There’s a life lesson in the pages of this wonderfully titled book as well — namely, that control is an illusion, at the table and elsewhere. You are in control of your actions, of course (except when you’re on tilt). But you are never in control of the outcome of any one hand. As Dane explains,

"Poker players keep ledgers, because they need them. They need them to show that they got it all under control. But it's never under control. No matter how many wins you got in a row, no matter what your hourly win rate is, no matter what.”

May expands on this theme later on, talking about the inherent disconnect between our innate desire for order and the fundamental nature of gambling:

“Everything associated with casinos and their effect on people has to do with the loss of order… no clocks, no windows, free alcohol, bright lights, bells…. It's the same with gambling, the drug produces chaos — rapid heartbeat, adrenaline pumping, things moving fast, chips instead of money, in, out, bad judgment.”

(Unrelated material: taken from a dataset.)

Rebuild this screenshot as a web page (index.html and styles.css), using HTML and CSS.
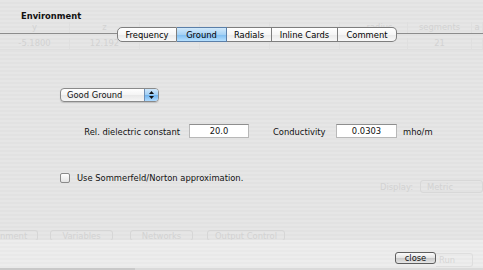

Poker players don't need May to remind us what happens when you lose control at the table. But he does have Dane provide us with a great definition of tilt. According to Dane, tilt is the point...

“when all the rules you have made for yourself, all the order that you have in the casino… all that goes out the window and what you're left with is a burning desire to get even and a more burning desire to get in action."

It’s a fine book, and to me one of the few poker novels worth reading. But it’s less of a novel than a journalistic account in fictionalized form. There is no real sense of a dramatic resolution, and that is precisely why the book feels so authentic.

With gritty realism, Shut Up and Deal captures the essence of the life of the rounder and its unique mixture of boredom and exhilaration, confidence and insecurity. And there’s plenty of poker wisdom in there as well, for those seeking not just to be entertained but also to gain a deeper understanding of the game.